The approaches developed in Sesta are the result of joint studies between Enel Ricerca and GE Oil & Gas. They have proved to be effective for the reduction of NOx emissions as well as achieving low consumption of steam, thus limiting thermo-mechanical impacts on turbine blades. Very effective, particularly in terms of emissions abatement, says Massimo Balestri, was pre-mixing of steam and fuel.
Another feature of the Fusina project will be extensive monitoring of the gas turbine, along the lines of what Enel has been doing for some years on third generation CCGT plants, including on-line diagnostics designed to anticipate malfunctioning and possible damage.
The plan is to operate the Fusina plant on pure hydrogen, methane only and blends of methane and hydrogen, with natural gas as start-up and back-up fuel.
Pure hydrogen combustion clearly does not result in any carbon based pollutants, leaving NOx as the key issue, the main route for NOx production being the “Zeldovich”, or “thermal” mechanism (the rate controlling reaction being N2 + O ® NO + N, which is temperature dependent). The hydrogen flame temperature is relatively high, about 100-150 K higher than methane, increasing the challenge of NOx reduction for hydrogen fuelled turbines.
In its research to date Enel has been looking at two main options for NOx abatement: fuel dilution; and fuel staging. A couple of papers presented at the 9-13 June Asme Turbo Expo 2008 conference in Berlin (Stefano Cocchi, et al, paper GT2008-51271 and Peter Benovsky, et al, paper GT2008-51270) summarise some of the main results from the Sesta tests to date. As expected, NOx emissions with 100% hydrogen using the default GT10 burner in dry conditions, at around 700 ppmv, were about three times those with 100% methane. Also as expected, steam injection has proven to be effective in substantially reducing NOx emissions, with a steam to fuel mass ratio of about 2 needed to reduce NOx emissions to less than 200 ppmv (see graph below right). Efforts are now underway to further reduce the emissions. NOx levels of less than 50 ppmv are thought reachable with burner modifications, including improved mixing. CFD simulation has suggested that a doubling in the number of fuel nozzles should reduce NOx emissions by 40%, confirming the importance of air–fuel mixing in the formation of high temperature flame zones and consequently NOx production.
Hydrogen and Enel
Enel sees great potential in hydrogen as the energy carrier of the future and has decided to take an active role in developing the technology that would be needed in a transition to the hydrogen economy, including suitable combustion turbines. Enel is working on a programme aimed at both generating and utilising hydrogen, with priority currently given to the use of hydrogen for medium size power generation plants, although the utility is also looking at hydrogen production and storage.

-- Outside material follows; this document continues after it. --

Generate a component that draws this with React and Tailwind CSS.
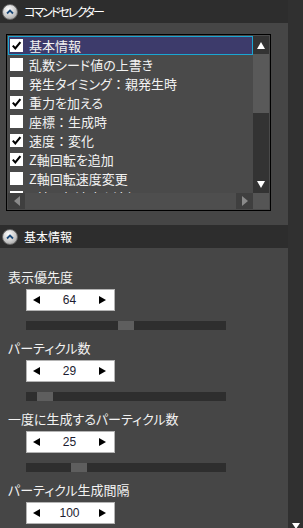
const items = [
  { label: '基本情報', on: true, sel: true },
  { label: '乱数シード値の上書き', on: false },
  { label: '発生タイミング：親発生時', on: false },
  { label: '重力を加える', on: true },
  { label: '座標：生成時', on: false },
  { label: '速度：変化', on: true },
  { label: 'Z軸回転を追加', on: true },
  { label: 'Z軸回転速度変更', on: false },
  { label: 'X軸回転速度を追加', on: false },
]

const params = [
  { label: '表示優先度', value: 64, thumb: 92 },
  { label: 'パーティクル数', value: 29, thumb: 11 },
  { label: '一度に生成するパーティクル数', value: 25, thumb: 45 },
  { label: 'パーティクル生成間隔', value: 100, thumb: null },
]

function Header({ title, tight }) {
  return (
    <div className="h-[23px] bg-[#2d2d2d] flex items-center pl-[2px] gap-[6px] shrink-0">
      <span className="w-[16px] h-[16px] rounded-full border border-[#6a6a6a] bg-[radial-gradient(circle_at_40%_30%,#ffffff,#c4c4c4_60%,#8a8a8a)] flex items-center justify-center">
        <svg width="10" height="10" viewBox="0 0 10 10">
          <path d="M2 6.5 L5 3.5 L8 6.5" stroke="#1d4a78" strokeWidth="1.8" fill="none" />
        </svg>
      </span>
      <span className={`text-[12px] text-white leading-none ${tight ? 'tracking-[-2px]' : ''}`}>{title}</span>
    </div>
  )
}

function Check({ on }) {
  return (
    <span className="w-[13px] h-[13px] bg-white flex items-center justify-center shrink-0">
      {on && (
        <svg width="11" height="11" viewBox="0 0 11 11">
          <path d="M1.8 5.6 L4.3 8.4 L9.4 2.2" stroke="black" strokeWidth="2.1" fill="none" />
        </svg>
      )}
    </span>
  )
}

function Label({ text }) {
  const parts = text.split('：')
  return (
    <span className="text-[13px] text-[#f2f2f2] leading-none whitespace-nowrap">
      {parts.map((p, i) => (
        <span key={i}>
          {i > 0 && <span className="[font-feature-settings:normal]">：</span>}
          {p}
        </span>
      ))}
    </span>
  )
}

function Spin({ value }) {
  return (
    <div className="w-[89px] h-[22px] bg-white border border-[#b4b4b4] flex items-center pl-[6px] pr-[8px]">
      <span className="w-0 h-0 border-y-[4px] border-y-transparent border-r-[7px] border-r-black" />
      <span className="flex-1 text-center text-[12px] text-[#1c1c30] font-['Liberation_Sans',sans-serif] leading-none">{value}</span>
      <span className="w-0 h-0 border-y-[4px] border-y-transparent border-l-[7px] border-l-black" />
    </div>
  )
}

export default function App() {
  return (
    <div className="w-[303px] h-[528px] overflow-hidden flex bg-[#464646] font-['Noto_Sans_CJK_JP',sans-serif] [font-feature-settings:'palt']">
      <div className="w-[288px] flex flex-col">
        <Header title="コマンドセレクター" tight />
        <div className="bg-[#464646] pt-[11px] pb-[14px] pl-[6px]">
          <div className="w-[265px] h-[177px] border border-black p-px bg-[#4a4a4a] flex">
            <div className="w-[245px] flex flex-col">
              <div className="h-[157px] overflow-hidden">
                {items.map((it, i) => (
                  <div
                    key={i}
                    className={`h-[19px] flex items-center gap-[6px] pl-[1px] border ${it.sel ? 'bg-[#3d3b6b] border-[#1aa6d2]' : 'border-transparent'}`}
                  >
                    <Check on={it.on} />
                    <Label text={it.label} />
                  </div>
                ))}
              </div>
              <div className="h-[16px] flex bg-[#4e4e4e]">
                <div className="w-[17px] bg-[#3f3f3f] flex items-center justify-center">
                  <span className="w-0 h-0 border-y-[5px] border-y-transparent border-r-[6px] border-r-[#8a8a8a]" />
                </div>
                <div className="flex-1" />
                <div className="w-[17px] bg-[#3f3f3f] flex items-center justify-center">
                  <span className="w-0 h-0 border-y-[5px] border-y-transparent border-l-[6px] border-l-[#8a8a8a]" />
                </div>
              </div>
            </div>
            <div className="w-[16px] flex flex-col">
              <div className="h-[18px] bg-[#333333] flex items-center justify-center">
                <span className="w-0 h-0 border-x-[4px] border-x-transparent border-b-[7px] border-b-white" />
              </div>
              <div className="h-[59px] bg-[#595959]" />
              <div className="h-[63px] bg-[#333333]" />
              <div className="h-[17px] bg-[#333333] flex items-center justify-center">
                <span className="w-0 h-0 border-x-[4px] border-x-transparent border-t-[7px] border-t-white" />
              </div>
              <div className="flex-1 bg-[#555555]" />
            </div>
          </div>
        </div>
        <Header title="基本情報" />
        <div className="flex-1 pt-[19px] pl-[8px]">
          {params.map((p, i) => (
            <div key={i} className="flex flex-col">
              <div className="h-[18px] flex items-center">
                <Label text={p.label} />
              </div>
              <div className="mt-[4px] pl-[18px]">
                <Spin value={p.value} />
              </div>
              {p.thumb !== null && (
                <div className="mt-[10px] mb-[8px] ml-[18px] w-[200px] h-[9px] bg-[#2e2e2e] flex">
                  <div style={{ width: p.thumb }} />
                  <div className="w-[16px] bg-[#5e5e5e]" />
                </div>
              )}
            </div>
          ))}
        </div>
      </div>
      <div className="w-[15px] bg-[#303030] flex flex-col justify-end items-center">
        <span className="w-0 h-0 border-x-[4px] border-x-transparent border-t-[6px] border-t-white mb-[-1px]" />
      </div>
    </div>
  )
}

Enel says the medium-term goals of its hydrogen research are:
• to acquire the necessary know-how of hydrogen combustion and emission control techniques in gas cycles;
• take the first steps in the arena of hydrogen generated electricity;
• to assess the medium-term feasibility of extracting hydrogen from coal in an ecological and economic way, with simultaneous production of electricity from IGCC systems with CO2 sequestration;
• to evaluate the possibility of using innovative, zero emission, high-efficiency hydrogen/ oxygen cycles in the long-term; and
• to develop technologies for the production of hydrogen from renewable sources, such as solar or wind energy, and to fully exploit the potential of hydrogen as a means of energy storage.